I've been trying to understand the process how the certificates are being registered and wildcard certificates got my attention.

For some companies that offer free hosting in their site, I noticed that clients with free accounts can also have a valid SSL certificate.

For example, company of ABC Hosting with website of abchosting.com. Its website has a valid SSL certificate and also the other subdomain they provided for the new free hosted clients. So they can have as much as person1.abchosting.com company1.abchosting.com blog1.abchosting.com

But when I checked in the crt.sh, some of the subdomains were not there yet. Does wildcard certificates were being registered late than the main domains?

And if it was registered late, is there a way to monitor the SSL certificates issued in wildcard of that domain aside from crt.sh.

Thank you.

  • I assume instead of "late" you mean "after". The order in which certificates are requested or issued have no impact on the certificates and their validity. If you want to monitor issued certificates check certificate transparency and it's certificate logging. You can see the real-time certificate log e.g. here: certstream.calidog.io
    – Robert
    Commented Mar 10, 2022 at 12:52
  • I am referring to those free hosted sites with free SSL certificates under the SSL certificate of the host domain. In this case, these free hosted sites were using the wildcard subdomain of the host domain. I would like to know if they are feed accurately on timely manner just like the regular domains. Commented Mar 10, 2022 at 14:12
  • Sorry but I don't understand what you mean by "if they are feed accurately on timely manner". The only time that matters for certificate is the time span while the certificate is valid (not valid before, not valid after).
    – Robert
    Commented Mar 10, 2022 at 14:19
  • Okay sorry for that. :) I would like to observe the subdomain certificates attached to a domain on real time basis. For example, there's a registered domain glovescoffee.com with a wildcard certificate for subdomain *.glovescoffee.com. I would like to monitor all subdomains that will be registered or feed under that wildcard. :) Commented Mar 11, 2022 at 5:08

1 Answer 1


That's a DNS question more than a certificate question.

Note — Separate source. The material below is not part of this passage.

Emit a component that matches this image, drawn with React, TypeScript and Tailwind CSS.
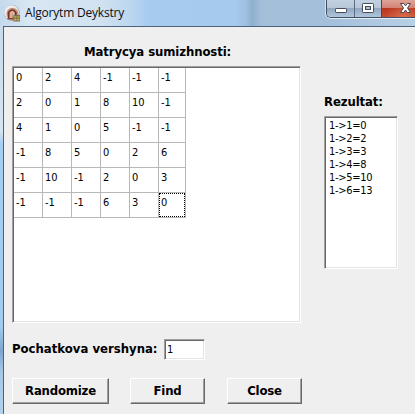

The *. wildcard in a Subject Alternative Name dNSName entry doesn't expand to all the subdomains that were valid when the certificate was issued, but the asterisk is burned into the certificate and the decision is made by the client library at the time it's requesting a resource.

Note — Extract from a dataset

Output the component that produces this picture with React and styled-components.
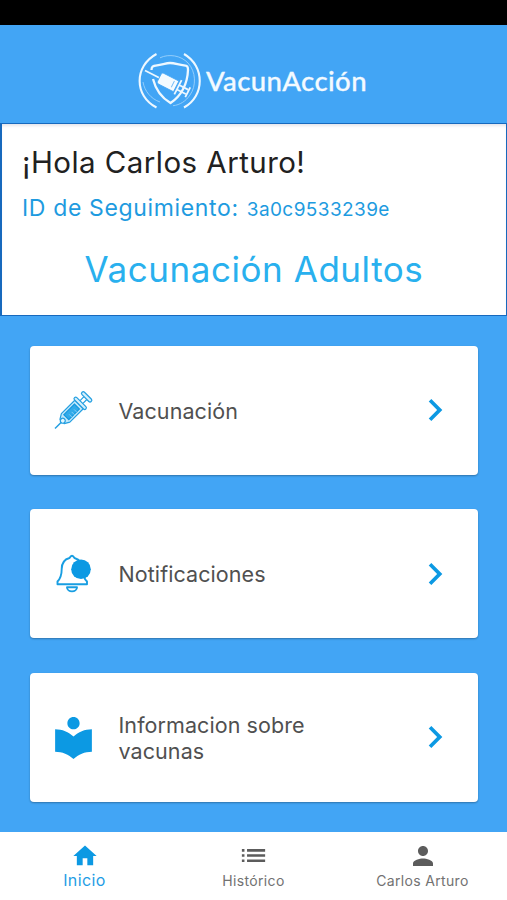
import React from 'react'
import styled, { createGlobalStyle } from 'styled-components'
import { MdChevronRight, MdHome, MdList, MdLocalLibrary, MdPerson } from 'react-icons/md'

const GlobalStyle = createGlobalStyle`
  * {
    box-sizing: border-box;
  }

  body {
    margin: 0;
    background: #42a5f5;
    font-family: Inter, "Liberation Sans", sans-serif;
  }
`

const Screen = styled.div`
  display: flex;
  flex-direction: column;
  width: 507px;
  height: 900px;
  overflow: hidden;
  background: #42a5f5;
`

const StatusBar = styled.div`
  flex: none;
  height: 25px;
  background: #000;
`

const Header = styled.header`
  flex: none;
  display: flex;
  align-items: center;
  height: 98px;
  padding: 13px 0 0 138px;
`

const Brand = styled.span`
  margin: 0 0 1px 4px;
  color: #f3faff;
  font-family: Lato, sans-serif;
  font-size: 27.5px;
  font-weight: 500;
  letter-spacing: 0.4px;
  white-space: nowrap;
  -webkit-text-stroke: 0.3px #f3faff;
`

const Greeting = styled.section`
  flex: none;
  height: 193px;
  padding: 20px 20px 0;
  border: 1px solid #1769bd;
  border-left-width: 2px;
  background: #fff;
  box-shadow: inset 0 3px 3px -1px #e6e6ec;
  white-space: nowrap;
`

const Hello = styled.h1`
  margin: 0;
  color: #212121;
  font-size: 29.5px;
  font-weight: 400;
  line-height: 37px;
  letter-spacing: 0.45px;
`

const Tracking = styled.div`
  display: flex;
  align-items: baseline;
  gap: 8px;
  margin-top: 9px;
  color: #1e9be0;
  font-size: 23px;
  line-height: 36px;
  letter-spacing: 0.65px;
`

const TrackingId = styled.span`
  font-size: 19px;
  letter-spacing: 0.4px;
`

const Program = styled.h2`
  margin: 17px 0 0;
  color: #29b0ee;
  font-size: 35px;
  font-weight: 400;
  line-height: 48px;
  letter-spacing: 0.55px;
  text-align: center;
`

const Menu = styled.main`
  flex: 1;
  display: flex;
  flex-direction: column;
  gap: 34.5px;
  padding: 29.6px 29.5px 0 30px;
`

const Card = styled.div`
  flex: none;
  display: flex;
  align-items: center;
  height: 129px;
  padding: 0 20.5px 0 18.5px;
  border-radius: 4px;
  background: #fff;
  box-shadow: 0 1px 2px rgba(0, 0, 0, 0.3);
  color: #0c99e3;
`

const CardIcon = styled.span`
  flex: none;
  display: flex;
  width: 49px;
`

const CardLabel = styled.span`
  flex: 1;
  padding: 1px 100px 0 21px;
  color: #505050;
  font-size: 21.5px;
  line-height: 26px;
  letter-spacing: 0.08px;
`

const TabBar = styled.nav`
  flex: none;
  display: grid;
  grid-template-columns: repeat(3, 1fr);
  height: 68px;
  background: #fff;
`

const Tab = styled.div`
  display: flex;
  flex-direction: column;
  align-items: center;
  color: ${props => (props.$active ? '#0c99e3' : '#5c5c5c')};
`

const TabIcon = styled.span`
  display: flex;
  align-items: center;
  height: 31px;
  margin-top: 8px;
`

const TabLabel = styled.span`
  color: ${props => (props.$active ? '#1e9de5' : '#727272')};
  font-size: ${props => (props.$active ? 16 : 14)}px;
  line-height: ${props => (props.$active ? 18 : 20)}px;
  letter-spacing: ${props => (props.$active ? 0.4 : 0.33)}px;
`

const ShieldLogo = () => (
  <svg width="64" height="60" viewBox="0 0 64 60" fill="none" stroke="#eef8ff">
    <path d="M18.500 3C-4 15-4 45 18.500 56.500M46 3C67 15 67 45 46 56.500" strokeWidth="2.100" />
    <path d="M22 6.800C31 2.500 43 4.500 50 12C58 20.500 58.500 35 52 44C48 50 42 54 35 54.700M5 31C6.500 40 13 48 22 51" stroke="#9bd1fc" strokeWidth="0.9" />
    <path d="M13.500 19C13.500 15.500 14.500 14.800 19 14.300C24 13.800 28 12 32 12C37 12 41 14 46 14.300C49.500 14.500 50 15.500 50 19C49.500 33 43 45.500 32.500 52C24 47 17.500 38 15 28" strokeWidth="2.300" strokeLinejoin="round" />
    <g transform="translate(7 19.500) rotate(27)">
      <path d="M0 0H17" strokeWidth="1.800" />
      <path d="M18-6H35V6H18Q16 6 16 4V-4Q16-6 18-6Z" fill="#f4fbff" stroke="#42a5f5" strokeWidth="0.8" />
      <path d="M31 3V-4" stroke="#72bdf8" strokeWidth="0.9" />
      <path d="M37-8V8M37-2.500H47M37 2.500H47M48-5.500V5.500" strokeWidth="1.800" />
    </g>
  </svg>
)

const SyringeIcon = () => (
  <svg width="49" height="49" viewBox="0 0.5 49 49" fill="none" stroke="#249fe1" strokeWidth="1.2">
    <g transform="translate(6 43) rotate(-45)">
      <path d="M0 0H10" strokeWidth="1.5" />
      <path d="M10-3L15-6H34V6H15L10 3Z" fill="#c4e9fb" strokeLinejoin="round" />
      <rect x="16" y="-3.5" width="15" height="7" fill="#31aae9" stroke="#1598df" />
      <path d="M20 4V0M23.5 4V0M27 4V0" stroke="#90d5f5" strokeWidth="0.8" />
      <circle cx="11" cy="0" r="2.5" fill="#e3f6fe" />
      <rect x="34" y="-8" width="3.3" height="16" rx="1.6" fill="#d5effc" />
      <path d="M37.5-2H43M37.5 2H43" />
      <rect x="43" y="-6.5" width="3.5" height="13" rx="1.7" fill="#d5effc" />
    </g>
  </svg>
)

const BellIcon = () => (
  <svg width="49" height="49" viewBox="0 0 49 49" fill="none" stroke="#189ee2" strokeWidth="1.9" strokeLinejoin="round">
    <path d="M20.5 9Q23 4.500 25.500 9C31 10.500 33.500 14 33.500 20C33.500 26 34.500 29 38 32.500V35.200H8.500V32.500C12 29 12.700 26 12.700 20C12.700 14 15 10.500 20.500 9Z" />
    <path d="M18 38.200C18 43.700 28 43.700 28 38.200Z" />
    <circle cx="32" cy="20.300" r="9.800" fill="#0c99e3" stroke="none" />
  </svg>
)

const cards = [
  { label: 'Vacunación', icon: <SyringeIcon /> },
  { label: 'Notificaciones', icon: <BellIcon /> },
  { label: 'Informacion sobre vacunas', icon: <MdLocalLibrary size={49} /> }
]

const tabs = [
  { label: 'Inicio', icon: <MdHome size={28} />, active: true },
  { label: 'Histórico', icon: <MdList size={31} /> },
  { label: 'Carlos Arturo', icon: <MdPerson size={30} /> }
]

const App = () => (
  <Screen>
    <GlobalStyle />
    <StatusBar />
    <Header>
      <ShieldLogo />
      <Brand>VacunAcción</Brand>
    </Header>
    <Greeting>
      <Hello>¡Hola Carlos Arturo!</Hello>
      <Tracking>
        ID de Seguimiento:
        <TrackingId>3a0c9533239e</TrackingId>
      </Tracking>
      <Program>Vacunación Adultos</Program>
    </Greeting>
    <Menu>
      {
        cards.map(item => (
          <Card key={item.label}>
            <CardIcon>{item.icon}</CardIcon>
            <CardLabel>{item.label}</CardLabel>
            <MdChevronRight size={44} />
          </Card>
        ))
      }
    </Menu>
    <TabBar>
      {
        tabs.map(item => (
          <Tab key={item.label} $active={item.active}>
            <TabIcon>{item.icon}</TabIcon>
            <TabLabel $active={item.active}>{item.label}</TabLabel>
          </Tab>
        ))
      }
    </TabBar>
  </Screen>
)

export default App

It's entirely valid that example.org obtain a *.example.org certificate with no registered subdomains... they proved they own the rights to the example.org name. After getting that certificate they could then register demo.example.org in the DNS servers, and voila, the cert matches that. They could then remove it... and set up a completely different demo.example.org, and the cert still matches it.

I don't know if it's even possible to accurately enumerate DNS subdomains. If a domain has its own DNS server it could have non-enumeratable records and use some opaque mechanism to turn a specific request (e.g. demo.example.org) into an RR (resolvable record: IPv4, IPv6, or CNAME entry), and then that just propagates as expected.